Unlocking Stable Cycling in Silicon Kerf Waste Anodes with Recycled Polyacrylamide-Based Binders for Lithium-Ion Battery Applications

Kerf waste is a byproduct of the semiconductor industry and is a cost-effective source of high-purity Si, which is highly sought after for Li-ion battery anodes. However, recycled kerf waste contains particles with various sizes and morphologies that induce additional stresses during battery cycling and lack the chemo-mechanical advantages of nanostructured Si. In this study, a lithium polyacrylate/polyacrylamide (LiPAA/PAM) binder system that is specifically tuned for kerf Si active materials is developed and contrasted with the performance of PAM and CMC binders. The combined binder system benefits from covalent and hydrogen bonding, ionic cross-linking, and electrostatic interactions provided by carboxylate and amide groups.
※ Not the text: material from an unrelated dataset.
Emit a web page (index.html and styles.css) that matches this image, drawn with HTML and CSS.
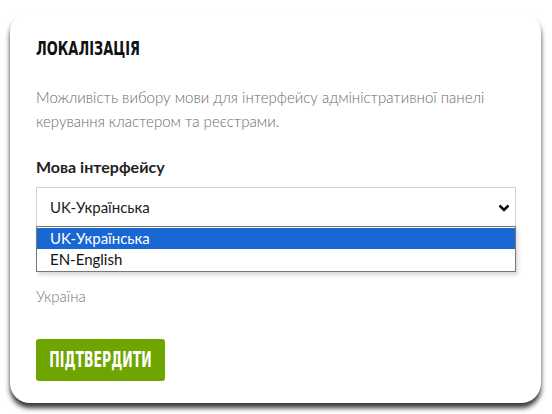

The recycled PAM binder alone delivered a ∼3× enhanced capacity retention compared to the CMC binder, which was further boosted by a factor of 2 with the addition of lithium polyacrylate (LiPAA), resulting in a specific capacity of 1528 mAh g^–1 after extended cycling. The study shows that recycled LiPAA/PAM binder can unlock the use of silicon kerf waste as a cost-effective anode material, with improved electrochemical performance and reduced environmental footprint.